Based on the predictions, an average loss is computed for the specific iteration.

We use JAX in order to get a gradient function on the loss, and “just-in-time” compile it to improve speed:

[9]:

from jax import jit, grad

training_loss = jit(loss)
gradient = jit(grad(loss))

Train

We are now ready to start training. The following loop computes gradients and uses them to update the tensors associated with the symbols.

[10]:

training_losses = []

epochs = 90

for i in range(epochs):

    gr = gradient(tensors)
    for k in range(len(tensors)):
        tensors[k] = tensors[k] - gr[k] * 1.0

    training_losses.append(float(training_loss(tensors)))

    if (i + 1) % 10 == 0:
        print(f"Epoch {i + 1} - loss {training_losses[-1]}")
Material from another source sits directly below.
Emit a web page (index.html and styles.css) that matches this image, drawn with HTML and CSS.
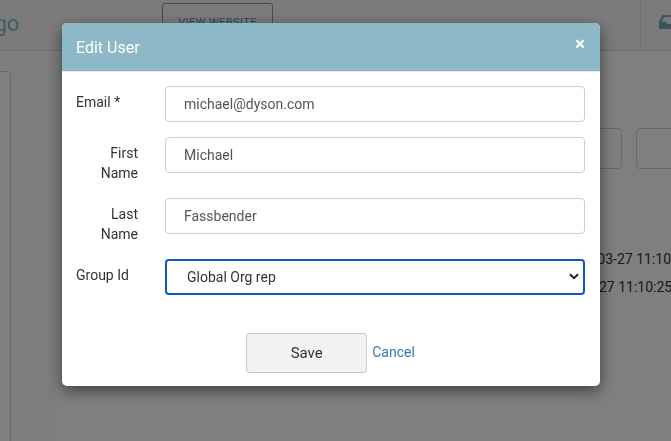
FILE: index.html
```html
<!DOCTYPE html>
<html>
<head>
<meta charset="utf-8">
<link rel="stylesheet" href="styles.css">
</head>
<body>
<div class="page">
  <header class="topbar">
    <div class="logo">Logo</div>
    <a class="view-btn">VIEW WEBSITE</a>
    <div class="spacer"></div>
    <div class="topbar-sep"></div>
    <div class="topbar-icon">
      <svg class="inbox" width="20" height="14" viewBox="0 0 20 14"><path d="M3.5 0h13L20 6.5V14H0V6.5z" fill="#7aa9bf"/><path d="M2.6 6.5h4.6l1.2 2.6h3.2l1.2-2.6h4.6L14.8 2H5.2z" fill="#f4f4f4"/></svg>
    </div>
  </header>
  <div class="content">
    <aside class="side"><div class="side-card"></div></aside>
    <main class="main">
      <div class="toolbar">
        <div class="tbox tbox-a"></div>
        <div class="tbox tbox-b"></div>
      </div>
      <div class="rows">
        <div class="row row-a">2019-03-27 11:10:25</div>
        <div class="row row-b">2019-03-27 11:10:25</div>
      </div>
    </main>
  </div>
</div>

<div class="overlay">
  <div class="modal">
    <div class="modal-header">
      <h4 class="modal-title">Edit User</h4>
      <span class="close">&times;</span>
    </div>
    <div class="modal-body">
      <div class="form-row">
        <label class="lbl">Email *</label>
        <input class="ctl" type="text" value="michael@dyson.com">
      </div>
      <div class="form-row">
        <label class="lbl">First Name</label>
        <input class="ctl" type="text" value="Michael">
      </div>
      <div class="form-row">
        <label class="lbl">Last Name</label>
        <input class="ctl" type="text" value="Fassbender">
      </div>
      <div class="form-row">
        <label class="lbl">Group Id</label>
        <div class="select-wrap">
          <select class="ctl sel"><option>Global Org rep</option></select>
          <svg class="chev" width="10" height="7" viewBox="0 0 10 7"><path d="M1 1.2l4 4 4-4" fill="none" stroke="#222" stroke-width="2"/></svg>
        </div>
      </div>
    </div>
    <div class="modal-footer">
      <button class="btn-save">Save</button>
      <a class="cancel">Cancel</a>
    </div>
  </div>
</div>
</body>
</html>
```
FILE: styles.css
```css
* { box-sizing: border-box; }
html, body { margin: 0; padding: 0; }
body {
  font-family: Roboto, "Liberation Sans", sans-serif;
  font-size: 14px;
  color: #333;
  background: #fff;
  width: 671px;
  height: 441px;
  overflow: hidden;
}
.page { width: 671px; height: 441px; overflow: hidden; }
.topbar {
  height: 51px;
  background: #f6f6f6;
  border-bottom: 1px solid #dcdcdc;
  display: flex;
  align-items: flex-start;
}
.logo {
  margin-left: -30px;
  margin-top: 11px;
  font-size: 22px;
  color: #86b6ca;
  width: 170px;
  flex: none;
}
.view-btn {
  margin-left: 22px;
  margin-top: 3px;
  width: 111px;
  height: 38px;
  border: 1px solid #7a9aa8;
  border-radius: 3px;
  font-size: 11px;
  letter-spacing: 0.4px;
  color: #6c8e9c;
  display: flex;
  justify-content: center;
  padding-top: 12px;
  flex: none;
}
.spacer { flex: 1; min-width: 0; }
.topbar-sep { width: 1px; height: 50px; background: #dcdcdc; flex: none; }
.topbar-icon { width: 30px; flex: none; padding-top: 15px; padding-left: 18px; }
.inbox { display: block; }

.content { display: flex; height: 390px; background: #fff; }
.side { width: 55px; flex: none; background: #fafafa; padding-top: 20px; }
.side-card {
  margin-left: -10px;
  width: 21px;
  height: 380px;
  border: 1px solid #d0d0d0;
  border-radius: 4px;
  background: #fff;
}
.main { flex: 1; min-width: 0; }
.toolbar { display: flex; justify-content: flex-end; gap: 14px; padding-top: 77px; margin-right: -10px; }
.tbox { height: 41px; border: 1px solid #d2d2d2; border-radius: 4px; flex: none; }
.tbox-a { width: 90px; }
.tbox-b { width: 45px; }
.rows { padding-top: 82px; }
.row { height: 28px; white-space: nowrap; font-size: 14px; color: #333; }
.row-a { padding-left: 507px; }
.row-b { padding-left: 489px; }

.overlay {
  position: fixed;
  inset: 0;
  background: rgba(0, 0, 0, 0.5);
}
.modal {
  position: absolute;
  left: 62px;
  top: 23px;
  width: 538px;
  height: 363px;
  background: #fff;
  border-radius: 5px;
  box-shadow: 0 5px 15px rgba(0, 0, 0, 0.5);
  overflow: hidden;
  display: flex;
  flex-direction: column;
}
.modal-header {
  height: 49px;
  flex: none;
  background: #8cb8c8;
  border-bottom: 1px solid #e5e5e5;
  display: flex;
  align-items: center;
  justify-content: space-between;
  padding: 0 14px 0 14px;
}
.modal-title {
  margin: 0;
  font-size: 16px;
  font-weight: 400;
  color: #fff;
}
.close {
  color: #fff;
  font-weight: 700;
  font-size: 19px;
  line-height: 1;
  align-self: flex-start;
  margin-top: 11px;
  margin-right: 1px;
}
.modal-body { padding: 14px 15px 0 14px; display: flex; flex-direction: column; gap: 15px; }
.form-row { display: grid; grid-template-columns: 89px 1fr; align-items: start; }
.lbl {
  justify-self: start;
  max-width: 62px;
  text-align: right;
  line-height: 20px;
  padding-top: 6px;
  font-size: 14px;
  color: #333;
}
.ctl {
  width: 100%;
  height: 36px;
  border: 1px solid #cfcfcf;
  border-radius: 4px;
  padding: 0 0 0 18px;
  font-family: Roboto, "Liberation Sans", sans-serif;
  font-size: 14px;
  color: #555;
  background: #fff;
  outline: none;
}
.select-wrap { position: relative; }
.sel {
  appearance: none;
  -webkit-appearance: none;
  border: 2px solid #0a5ac2;
  padding-left: 20px;
  height: 36px;
  color: #333;
}
.chev { position: absolute; right: 6px; top: 14px; }
.modal-footer {
  margin-top: 38px;
  display: flex;
  justify-content: center;
  align-items: center;
  gap: 5px;
  padding-right: 1px;
}
.btn-save {
  width: 121px;
  height: 40px;
  background: #f2f2f2;
  border: 1px solid #c8c8c8;
  border-radius: 3px;
  font-family: Roboto, "Liberation Sans", sans-serif;
  font-size: 15px;
  color: #333;
}
.cancel { color: #337ab7; font-size: 14px; padding-bottom: 2px; }
```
Epoch 10 - loss 0.1838509440422058
Epoch 20 - loss 0.029141228646039963
Epoch 30 - loss 0.014427061192691326
Epoch 40 - loss 0.009020495228469372
Epoch 50 - loss 0.006290055345743895
Epoch 60 - loss 0.004701168276369572
Epoch 70 - loss 0.0036874753423035145
Epoch 80 - loss 0.0029964144341647625
Epoch 90 - loss 0.0025011023972183466

Evaluate

Finally, we use the trained model on the test dataset:

[11]:

# Testing

np_test_circuits = [c.lambdify(*vocab)(*tensors) for c in test_circuits]
test_predictions =  sigmoid(np.array([c.eval(dtype=float) for c in np_test_circuits]))

hits = 0
for i in range(len(np_test_circuits)):
    target = test_targets[i]
    pred = test_predictions[i]
    if np.argmax(target) == np.argmax(pred):
        hits += 1

print("Accuracy on test set:", hits / len(np_test_circuits))

Accuracy on test set: 0.8666666666666667

Working with quantum circuits

The process when working with quantum circuits is very similar, with two important differences:

The parameterisable part of the circuit is an array of parameters, as described in Section Circuit Symbols, instead of tensors associated to words.
If optimisation takes place on quantum hardware, standard automatic differentiation cannot be used. An alternative is to use a gradient-approximation technique, such as Simultaneous Perturbation Stochastic Approximation (SPSA).

More information can be also found in [Mea2020] and [Lea2021], the papers that describe the first NLP experiments on quantum hardware.